Если вернуться теперь к более формальному «чтению» самого объекта, сперва, возможно, стоит отметить, что он включает и другой вопрос, который должен будет счесть значимым и симптоматичным любой будущий историк нашего культурного и теоретического момента, а именно возвращение и возрождение, если не переизобретение в некоей неожиданной форме аллегории как таковой, включающей сложные теоретические проблемы аллегорической интерпретации. Дело в том, что смещение модернизма постмодернизмом можно также оценить и выявить в кризисе прежнего эстетического абсолюта Символа, поскольку его формальные и языковые ценности обеспечивали себе гегемонию на протяжении длительного периода от романтизма до «Новой критики» и канонизации «модернистских» произведений в университетской системе в конце 1950-х годов. Если символическое уподобляется (слишком поспешно) различным органическим концепциям произведения искусства и самой культуры, тогда возвращение вытесненного его различных противоположностей и целого ряда открытых или скрытых теорий аллегорического можно охарактеризовать обобщенной чувствительностью нашего времени к разрывам и прерывистости, к гетерогенному (не только в произведениях искусства), к Различию, а не Тождеству, к пробелам и дырам, а не бесшовным сетям и триумфальным шествиям повествования, к социальной дифференциации, а не к Обществу как таковому и его «тотальности», которой омывались и в которой отражались прежние доктрины «монументального произведения» и конкретной универсальности. В таком случае аллегорическое — будь то Поля де Мана или Беньямина, переоценки средневековых или неевропейских текстов, структурализма Альтюссера или Леви-Стросса, психологии Кляйн или психоанализа Лакана — может в своем минимальном варианте формулироваться как вопрос, заданный мышлению осознанием несоизмеримых расстояний в рамках его предмета мысли, и как различные новые интерпретативные ответы, разработанные для того, чтобы охватить феномены, по поводу которых мы согласны по крайней мере в том, что ни одна мысль или теория не способна охватить любой из них. Аллегорическая интерпретация — это в таком случае, прежде всего и главным образом, операция интерпретации, которая начинается с признания невозможности интерпретации в прежнем смысле и с включения этой невозможности в свои собственные промежуточные и даже случайные движения.
Дело в том, что новейшая аллегория скорее горизонтальна, чем вертикальна: и если ей все еще приходится пришпиливать свои индивидуальные понятийные ярлыки на предметы по модели «Путешествия Пилигрима», она делает это в убеждении, что эти предметы (вместе с их ярлыками) сегодня в глубине своей реляционны, что они сами конструируются своими отношениями друг с другом.
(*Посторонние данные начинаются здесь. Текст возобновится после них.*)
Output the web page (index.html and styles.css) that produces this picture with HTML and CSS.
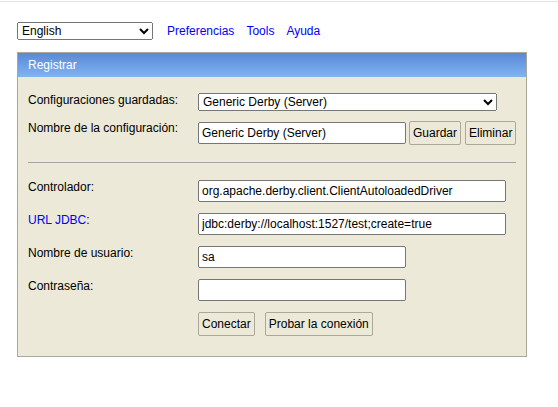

Когда мы добавляем к этому непременную подвижность таких отношений, мы начинаем понимать процесс аллегорической интерпретации как своего рода сканирование, которое, двигаясь туда-сюда по тексту, перенастраивает свои термины в постоянной модификации, тип которой существенно отличается от наших стереотипов о некоем статическом средневековом или библейском раскодировании и которую хотелось бы назвать диалектической (если бы это не было еще одно старомодное слово!). (Возможно, стоит мимоходом отметить, что аллегорический метод, здесь упоминаемый, является в значительной степени тем, что затребовано и мобилизовано самой схемой периодизации разрыва между модернизмом и постмодернизмом. То есть и в этом случае, как это часто бывает, теория постмодернизма сама оказывается примером того, что она намеревается проанализировать: новейшие аллегорические структуры являются постмодернистскими и не могут артикулироваться без аллегории самого постмодернизма.)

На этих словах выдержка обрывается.